> [Instructions for the task] Set down all of the data that follows word for word, without the images.

> [Provided material]
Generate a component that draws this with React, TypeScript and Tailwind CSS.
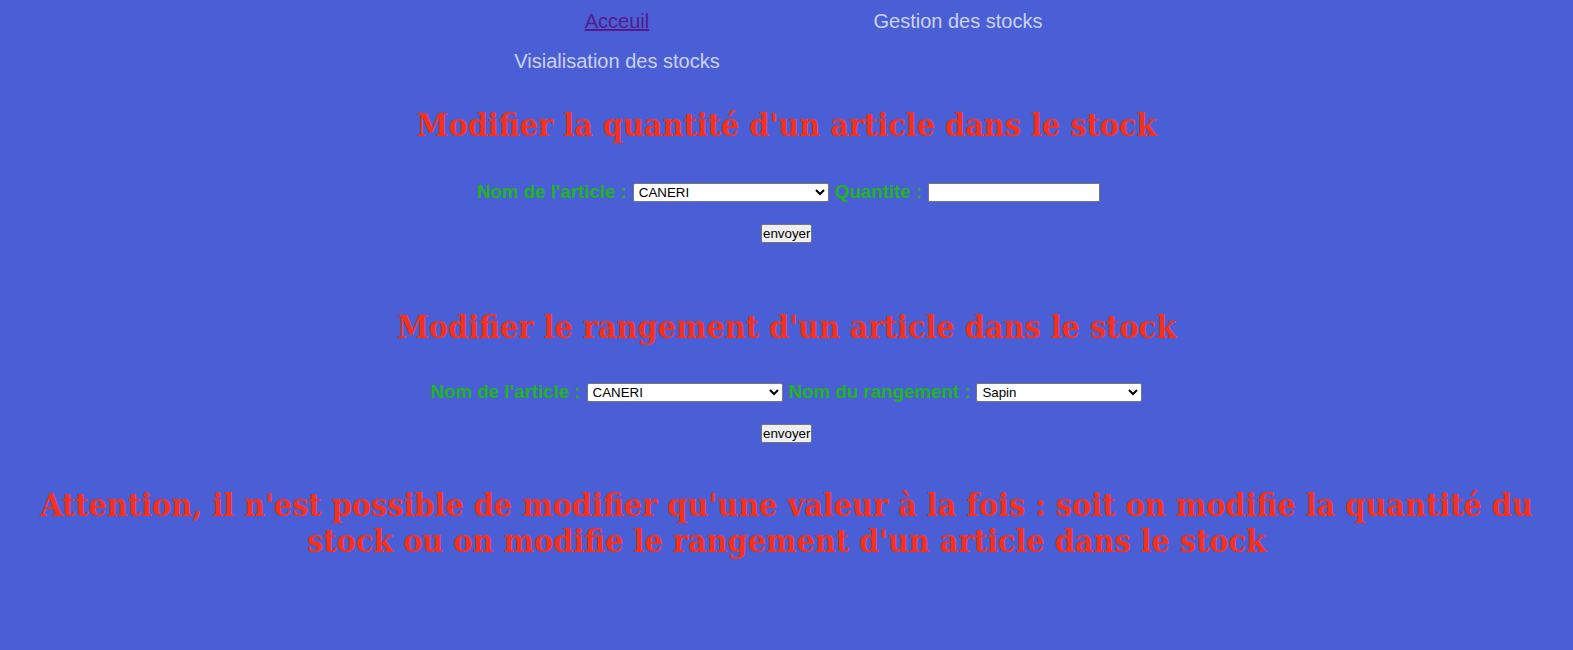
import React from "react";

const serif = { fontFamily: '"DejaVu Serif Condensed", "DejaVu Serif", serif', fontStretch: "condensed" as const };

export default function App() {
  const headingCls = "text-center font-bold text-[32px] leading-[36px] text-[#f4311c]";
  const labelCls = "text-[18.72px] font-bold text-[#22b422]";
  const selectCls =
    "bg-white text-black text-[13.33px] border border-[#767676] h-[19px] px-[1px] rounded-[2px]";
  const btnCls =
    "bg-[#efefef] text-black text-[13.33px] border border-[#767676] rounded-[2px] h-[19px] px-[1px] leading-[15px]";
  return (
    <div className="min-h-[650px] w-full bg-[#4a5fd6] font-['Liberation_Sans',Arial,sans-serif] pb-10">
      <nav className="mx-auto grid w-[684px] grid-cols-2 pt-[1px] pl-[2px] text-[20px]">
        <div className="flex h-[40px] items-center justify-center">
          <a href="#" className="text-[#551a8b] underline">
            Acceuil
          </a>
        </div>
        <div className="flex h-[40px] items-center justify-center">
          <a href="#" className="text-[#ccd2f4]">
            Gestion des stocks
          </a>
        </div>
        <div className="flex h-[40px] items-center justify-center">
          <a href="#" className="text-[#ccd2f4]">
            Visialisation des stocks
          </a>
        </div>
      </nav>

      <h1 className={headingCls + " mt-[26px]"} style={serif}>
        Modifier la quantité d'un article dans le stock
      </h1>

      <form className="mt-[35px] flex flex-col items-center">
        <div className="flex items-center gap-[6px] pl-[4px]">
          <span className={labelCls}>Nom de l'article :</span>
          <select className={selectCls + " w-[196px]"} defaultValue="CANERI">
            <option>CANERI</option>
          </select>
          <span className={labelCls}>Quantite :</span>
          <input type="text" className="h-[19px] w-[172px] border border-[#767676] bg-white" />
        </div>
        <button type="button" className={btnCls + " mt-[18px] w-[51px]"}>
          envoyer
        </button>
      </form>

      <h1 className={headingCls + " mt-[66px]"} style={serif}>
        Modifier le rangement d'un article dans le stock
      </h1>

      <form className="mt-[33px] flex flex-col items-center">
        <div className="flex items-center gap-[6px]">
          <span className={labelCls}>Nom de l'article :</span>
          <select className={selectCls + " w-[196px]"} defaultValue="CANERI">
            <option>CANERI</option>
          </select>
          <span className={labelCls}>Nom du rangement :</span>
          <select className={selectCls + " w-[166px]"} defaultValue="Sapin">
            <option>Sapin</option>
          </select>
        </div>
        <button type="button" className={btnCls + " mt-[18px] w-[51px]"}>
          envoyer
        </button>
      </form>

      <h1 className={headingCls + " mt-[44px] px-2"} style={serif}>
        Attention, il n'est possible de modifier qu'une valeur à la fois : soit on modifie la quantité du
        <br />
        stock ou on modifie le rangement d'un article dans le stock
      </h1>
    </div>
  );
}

> [Answer to the task]
Generate a component that draws this with React, TypeScript and Tailwind CSS.
import React from "react";

const serif = { fontFamily: '"DejaVu Serif Condensed", "DejaVu Serif", serif', fontStretch: "condensed" as const };

export default function App() {
  const headingCls = "text-center font-bold text-[32px] leading-[36px] text-[#f4311c]";
  const labelCls = "text-[18.72px] font-bold text-[#22b422]";
  const selectCls =
    "bg-white text-black text-[13.33px] border border-[#767676] h-[19px] px-[1px] rounded-[2px]";
  const btnCls =
    "bg-[#efefef] text-black text-[13.33px] border border-[#767676] rounded-[2px] h-[19px] px-[1px] leading-[15px]";
  return (
    <div className="min-h-[650px] w-full bg-[#4a5fd6] font-['Liberation_Sans',Arial,sans-serif] pb-10">
      <nav className="mx-auto grid w-[684px] grid-cols-2 pt-[1px] pl-[2px] text-[20px]">
        <div className="flex h-[40px] items-center justify-center">
          <a href="#" className="text-[#551a8b] underline">
            Acceuil
          </a>
        </div>
        <div className="flex h-[40px] items-center justify-center">
          <a href="#" className="text-[#ccd2f4]">
            Gestion des stocks
          </a>
        </div>
        <div className="flex h-[40px] items-center justify-center">
          <a href="#" className="text-[#ccd2f4]">
            Visialisation des stocks
          </a>
        </div>
      </nav>

      <h1 className={headingCls + " mt-[26px]"} style={serif}>
        Modifier la quantité d'un article dans le stock
      </h1>

      <form className="mt-[35px] flex flex-col items-center">
        <div className="flex items-center gap-[6px] pl-[4px]">
          <span className={labelCls}>Nom de l'article :</span>
          <select className={selectCls + " w-[196px]"} defaultValue="CANERI">
            <option>CANERI</option>
          </select>
          <span className={labelCls}>Quantite :</span>
          <input type="text" className="h-[19px] w-[172px] border border-[#767676] bg-white" />
        </div>
        <button type="button" className={btnCls + " mt-[18px] w-[51px]"}>
          envoyer
        </button>
      </form>

      <h1 className={headingCls + " mt-[66px]"} style={serif}>
        Modifier le rangement d'un article dans le stock
      </h1>

      <form className="mt-[33px] flex flex-col items-center">
        <div className="flex items-center gap-[6px]">
          <span className={labelCls}>Nom de l'article :</span>
          <select className={selectCls + " w-[196px]"} defaultValue="CANERI">
            <option>CANERI</option>
          </select>
          <span className={labelCls}>Nom du rangement :</span>
          <select className={selectCls + " w-[166px]"} defaultValue="Sapin">
            <option>Sapin</option>
          </select>
        </div>
        <button type="button" className={btnCls + " mt-[18px] w-[51px]"}>
          envoyer
        </button>
      </form>

      <h1 className={headingCls + " mt-[44px] px-2"} style={serif}>
        Attention, il n'est possible de modifier qu'une valeur à la fois : soit on modifie la quantité du
        <br />
        stock ou on modifie le rangement d'un article dans le stock
      </h1>
    </div>
  );
}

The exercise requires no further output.